» **WORK INSTRUCTIONS**: The entries below should be given again exactly, minus their pictures.
-------- EXERCISE INPUT
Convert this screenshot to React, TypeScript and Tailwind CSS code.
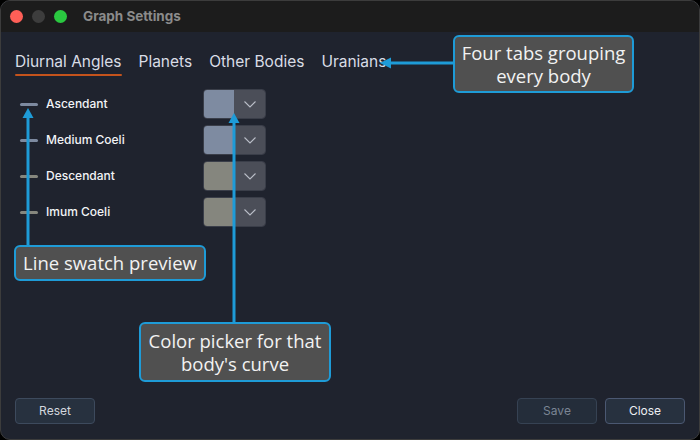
import React from "react";

const rows = [
  { name: "Ascendant", line: "#7d8aa0", swatch: "#7e8ba1" },
  { name: "Medium Coeli", line: "#7d8aa0", swatch: "#7e8ba1" },
  { name: "Descendant", line: "#86877e", swatch: "#85867e" },
  { name: "Imum Coeli", line: "#86877e", swatch: "#85867e" },
];

function Chevron() {
  return (
    <svg width="12" height="7" viewBox="0 0 12 7" fill="none">
      <path d="M0.5 0.5 L6 6 L11.5 0.5" stroke="#b8bcc6" strokeWidth="1.1" />
    </svg>
  );
}

export default function App() {
  return (
    <div className="relative w-[700px] h-[440px] bg-black overflow-hidden" style={{ fontFamily: "Inter, 'Liberation Sans', sans-serif" }}>
      <div className="w-full h-full rounded-[10px] border border-[#3c3c3c] bg-[#1f232e] overflow-hidden flex flex-col">
        {/* title bar */}
        <div className="h-[31px] bg-[#1c1c1c] flex items-center pl-[9px] shrink-0">
          <div className="w-[13px] h-[13px] rounded-full bg-[#fe5f57]" />
          <div className="w-[13px] h-[13px] rounded-full bg-[#3d3d3d] ml-[9px]" />
          <div className="w-[13px] h-[13px] rounded-full bg-[#2ac840] ml-[9px]" />
          <div className="ml-[16px] text-[13.5px] font-bold text-[#8b8b8b]">Graph Settings</div>
        </div>
        {/* content */}
        <div className="flex-1 flex flex-col px-[14px]">
          <div className="flex gap-[17px] pt-[20px] text-[15.5px] text-[#d9dde6]">
            <div className="flex flex-col">
              <span className="leading-[20px]">Diurnal Angles</span>
              <div className="h-[2px] bg-[#c4531c] mt-[2px] rounded-full" />
            </div>
            <span className="leading-[20px]">Planets</span>
            <span className="leading-[20px]">Other Bodies</span>
            <span className="leading-[20px]">Uranians</span>
          </div>
          <div className="flex flex-col gap-[6px] mt-[13px]">
            {rows.map((r) => (
              <div key={r.name} className="flex items-center h-[30px]">
                <div className="w-[18px] h-[3px] ml-[5px] rounded-full" style={{ background: r.line }} />
                <div className="w-[165px] pl-[8px] text-[12px] font-medium text-[#f2f3f6]">{r.name}</div>
                <div className="flex h-[30px] w-[63px] rounded-[4px] border border-[#3a3e49] overflow-hidden">
                  <div className="w-[30px] h-full" style={{ background: r.swatch }} />
                  <div className="flex-1 bg-[#4b4e58] flex items-center justify-center">
                    <Chevron />
                  </div>
                </div>
              </div>
            ))}
          </div>
          <div className="flex-1" />
          <div className="flex items-center pb-[15px] text-[12px]">
            <button className="w-[80px] h-[26px] rounded-[4px] border border-[#3d4a5d] bg-[#27313f] text-[#d3d7de]">Reset</button>
            <div className="flex-1" />
            <button className="w-[80px] h-[26px] rounded-[4px] border border-[#364253] bg-[#242d3a] text-[#7b8594]">Save</button>
            <button className="w-[80px] h-[26px] ml-[8px] rounded-[4px] border border-[#4b5872] bg-[#27313f] text-[#eceef2]">Close</button>
          </div>
        </div>
      </div>

      {/* annotation arrows */}
      <svg className="absolute inset-0 pointer-events-none" width="700" height="440">
        <line x1="454" y1="63" x2="388" y2="63" stroke="#1e9bd7" strokeWidth="3" />
        <polygon points="380,63 391,57.5 391,68.5" fill="#1e9bd7" />
        <line x1="28" y1="246" x2="28" y2="116" stroke="#1e9bd7" strokeWidth="3" />
        <polygon points="28,108 22.5,118 33.5,118" fill="#1e9bd7" />
        <line x1="234" y1="323" x2="234" y2="121" stroke="#1e9bd7" strokeWidth="3" />
        <polygon points="234,113 228.5,123 239.5,123" fill="#1e9bd7" />
      </svg>

      <div
        className="absolute left-[453px] top-[35px] w-[181px] h-[58px] rounded-[6px] border-2 border-[#1e9bd7] bg-[#505050] flex flex-col items-center justify-center text-center text-[18.5px] leading-[23px] text-[#f2f2f2]"
        style={{ fontFamily: "'Open Sans', sans-serif" }}
      >
        <span>Four tabs grouping</span>
        <span>every body</span>
      </div>
      <div
        className="absolute left-[14px] top-[245px] w-[192px] h-[36px] rounded-[6px] border-2 border-[#1e9bd7] bg-[#505050] flex items-center justify-center text-center text-[18.5px] leading-[22px] text-[#f2f2f2]"
        style={{ fontFamily: "'Open Sans', sans-serif" }}
      >
        Line swatch preview
      </div>
      <div
        className="absolute left-[139px] top-[322px] w-[192px] h-[60px] rounded-[6px] border-2 border-[#1e9bd7] bg-[#505050] flex flex-col items-center justify-center text-center text-[18.5px] leading-[23px] text-[#f2f2f2]"
        style={{ fontFamily: "'Open Sans', sans-serif" }}
      >
        <span>Color picker for that</span>
        <span>body's curve</span>
      </div>
    </div>
  );
}
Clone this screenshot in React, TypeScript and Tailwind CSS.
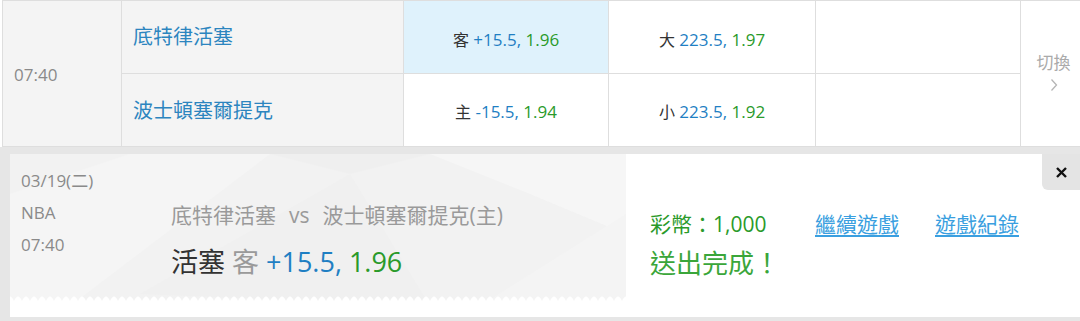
----------------
» **TASK OUTPUT**:
Convert this screenshot to React, TypeScript and Tailwind CSS code.
import React from "react";

const rows = [
  { name: "Ascendant", line: "#7d8aa0", swatch: "#7e8ba1" },
  { name: "Medium Coeli", line: "#7d8aa0", swatch: "#7e8ba1" },
  { name: "Descendant", line: "#86877e", swatch: "#85867e" },
  { name: "Imum Coeli", line: "#86877e", swatch: "#85867e" },
];

function Chevron() {
  return (
    <svg width="12" height="7" viewBox="0 0 12 7" fill="none">
      <path d="M0.5 0.5 L6 6 L11.5 0.5" stroke="#b8bcc6" strokeWidth="1.1" />
    </svg>
  );
}

export default function App() {
  return (
    <div className="relative w-[700px] h-[440px] bg-black overflow-hidden" style={{ fontFamily: "Inter, 'Liberation Sans', sans-serif" }}>
      <div className="w-full h-full rounded-[10px] border border-[#3c3c3c] bg-[#1f232e] overflow-hidden flex flex-col">
        {/* title bar */}
        <div className="h-[31px] bg-[#1c1c1c] flex items-center pl-[9px] shrink-0">
          <div className="w-[13px] h-[13px] rounded-full bg-[#fe5f57]" />
          <div className="w-[13px] h-[13px] rounded-full bg-[#3d3d3d] ml-[9px]" />
          <div className="w-[13px] h-[13px] rounded-full bg-[#2ac840] ml-[9px]" />
          <div className="ml-[16px] text-[13.5px] font-bold text-[#8b8b8b]">Graph Settings</div>
        </div>
        {/* content */}
        <div className="flex-1 flex flex-col px-[14px]">
          <div className="flex gap-[17px] pt-[20px] text-[15.5px] text-[#d9dde6]">
            <div className="flex flex-col">
              <span className="leading-[20px]">Diurnal Angles</span>
              <div className="h-[2px] bg-[#c4531c] mt-[2px] rounded-full" />
            </div>
            <span className="leading-[20px]">Planets</span>
            <span className="leading-[20px]">Other Bodies</span>
            <span className="leading-[20px]">Uranians</span>
          </div>
          <div className="flex flex-col gap-[6px] mt-[13px]">
            {rows.map((r) => (
              <div key={r.name} className="flex items-center h-[30px]">
                <div className="w-[18px] h-[3px] ml-[5px] rounded-full" style={{ background: r.line }} />
                <div className="w-[165px] pl-[8px] text-[12px] font-medium text-[#f2f3f6]">{r.name}</div>
                <div className="flex h-[30px] w-[63px] rounded-[4px] border border-[#3a3e49] overflow-hidden">
                  <div className="w-[30px] h-full" style={{ background: r.swatch }} />
                  <div className="flex-1 bg-[#4b4e58] flex items-center justify-center">
                    <Chevron />
                  </div>
                </div>
              </div>
            ))}
          </div>
          <div className="flex-1" />
          <div className="flex items-center pb-[15px] text-[12px]">
            <button className="w-[80px] h-[26px] rounded-[4px] border border-[#3d4a5d] bg-[#27313f] text-[#d3d7de]">Reset</button>
            <div className="flex-1" />
            <button className="w-[80px] h-[26px] rounded-[4px] border border-[#364253] bg-[#242d3a] text-[#7b8594]">Save</button>
            <button className="w-[80px] h-[26px] ml-[8px] rounded-[4px] border border-[#4b5872] bg-[#27313f] text-[#eceef2]">Close</button>
          </div>
        </div>
      </div>

      {/* annotation arrows */}
      <svg className="absolute inset-0 pointer-events-none" width="700" height="440">
        <line x1="454" y1="63" x2="388" y2="63" stroke="#1e9bd7" strokeWidth="3" />
        <polygon points="380,63 391,57.5 391,68.5" fill="#1e9bd7" />
        <line x1="28" y1="246" x2="28" y2="116" stroke="#1e9bd7" strokeWidth="3" />
        <polygon points="28,108 22.5,118 33.5,118" fill="#1e9bd7" />
        <line x1="234" y1="323" x2="234" y2="121" stroke="#1e9bd7" strokeWidth="3" />
        <polygon points="234,113 228.5,123 239.5,123" fill="#1e9bd7" />
      </svg>

      <div
        className="absolute left-[453px] top-[35px] w-[181px] h-[58px] rounded-[6px] border-2 border-[#1e9bd7] bg-[#505050] flex flex-col items-center justify-center text-center text-[18.5px] leading-[23px] text-[#f2f2f2]"
        style={{ fontFamily: "'Open Sans', sans-serif" }}
      >
        <span>Four tabs grouping</span>
        <span>every body</span>
      </div>
      <div
        className="absolute left-[14px] top-[245px] w-[192px] h-[36px] rounded-[6px] border-2 border-[#1e9bd7] bg-[#505050] flex items-center justify-center text-center text-[18.5px] leading-[22px] text-[#f2f2f2]"
        style={{ fontFamily: "'Open Sans', sans-serif" }}
      >
        Line swatch preview
      </div>
      <div
        className="absolute left-[139px] top-[322px] w-[192px] h-[60px] rounded-[6px] border-2 border-[#1e9bd7] bg-[#505050] flex flex-col items-center justify-center text-center text-[18.5px] leading-[23px] text-[#f2f2f2]"
        style={{ fontFamily: "'Open Sans', sans-serif" }}
      >
        <span>Color picker for that</span>
        <span>body's curve</span>
      </div>
    </div>
  );
}
Clone this screenshot in React, TypeScript and Tailwind CSS.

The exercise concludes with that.